After upgrading to 25.10 yesterday, I finally tried to add an NVIDIA Tesla T4 that I have had running on a spare server (R640) that is to expensive to keep up 24h/7.
I thought I’ve add it to my main Truenas storage server and passthrough it to a VM and start playing with something available 24/7.
It went well at first, lspci dispalyed it, I could pick it up in the VM Edit dialog.
I had an issue adding it the first time, UI spinned for a very long time, then it wasn’t added in the end.
Did it again, and then start the VM errored. I realized I had 2 passthrough device added and thought it was the cause.
I couldn’t remove the extra passthrough device, UI errored with python trace, and then refreshing the VM page led to a red message and no VMs.
uhuh, I rebooted TN, hoping it would help. It rarely does, but it did this time.
Everythig looked good, after I removed an extra passthrough device, and decided to boot the VM.
Then bam, it hard-crashed the server, and after reboot only an unknow device was shown under TN VM GPU Edit dialog.
lspci didn’t show anything for the NVIDIA device anymore.
I cleanup the device from the VM and started it, it went ok.
Today incidentally I asked ChatGPT about power draw and how to save some watts with my main box, and as it proved resourceful in advice, I decided to give a go at tweaking the BIOS settings (thinking I needed to at least reboot anyway and maybe remove the NVIDIA GPU and put it again to solve the issue)
That’s when the BIOS started to freeze, oddly.
Shared that with ChatGPT and it actually told me this, which is what I want to share ultimately:
You didn’t hit a random PCIe incompatibility.
You hit a known failure mode of GPU passthrough on Dell 13G + NVIDIA T4.Let’s unpack what happened and what it means.
Why it worked… until the VM started
What you observed
T4 enumerates (
lspcisees it)
TrueNAS boots fine
Crash only when VM starts with GPU attached
This tells us:
Basic PCIe enumeration is fine
The failure happens when the GPU transitions into “active / bus-master / DMA” mode
That transition is exactly what happens when:
VFIO binds the device
VM powers on
GPU firmware is initialized
DMA engines start
PCIe AER is exercised
What actually triggered the crash
When the VM booted:
VFIO took ownership of the T4
GPU enabled:
Bus mastering
DMA
MSI/MSI-X interrupts
GPU tried to:
Access host memory
Negotiate PCIe power states
R730xd firmware detected an uncorrectable PCIe error
iDRAC escalated → NMI
BIOS halted system
This is exactly what your SEL shows:
“PCIe fatal error on component at slot 6”

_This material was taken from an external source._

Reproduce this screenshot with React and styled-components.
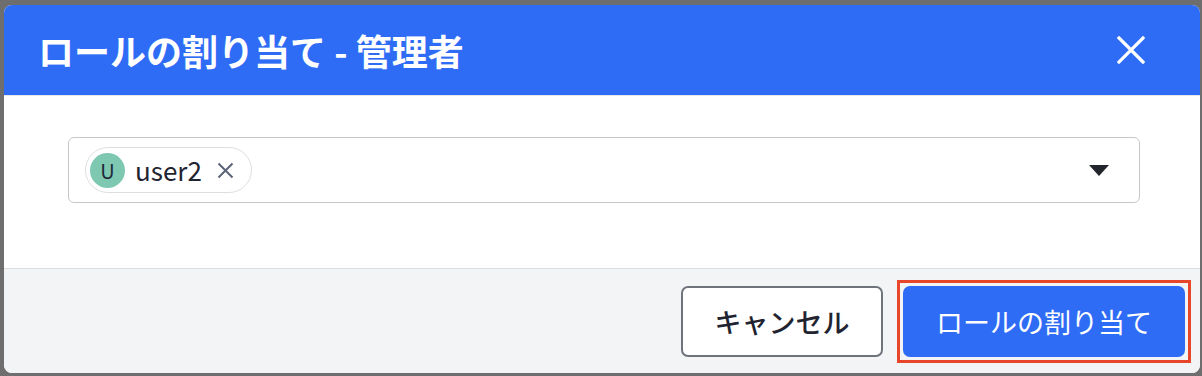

Root causes (this combo is the problem)
T4 + Dell 13G + passthrough = unsupported
Dell 13G firmware has buggy PCIe AER handling
NVIDIA T4 expects:
Newer PCIe error handling
Better ACS isolation
When passthrough activates full DMA → fatal error
This is a known issue on:
R730 / R730xd
R630
Some R720
ACS / IOMMU limitations on 13G
PCIe slots often share IOMMU groups
GPU passthrough stresses ACS routing
Dell firmware reacts badly to GPU DMA remapping
This usually shows up only when VM starts.
Power & reset behavior of the T4
The T4:
Does not tolerate incomplete PCIe resets well
Expects modern hot-reset semantics
Dell 13G does not fully support that
Result:
First VM boot might work
Subsequent resets → fatal error
Why this escalates to BIOS corruption / NMI
After a PCIe fatal error, Dell does NOT gracefully recover.
Instead:
PCIe fabric enters error state
Firmware flags hardware exception
Subsequent BIOS access → hang
Watchdog → NMI halt
This is why things got worse after the crash.
Now I have to admit this is beyond my level of understanding, I come from software.
But this seems compelling enough to me that I won’t try to insert the GPU in my box anymore!
Though I badly need a GPU and I don’t want to have to server running 24/7…
Could someone knowledgeable enough in this field validates that?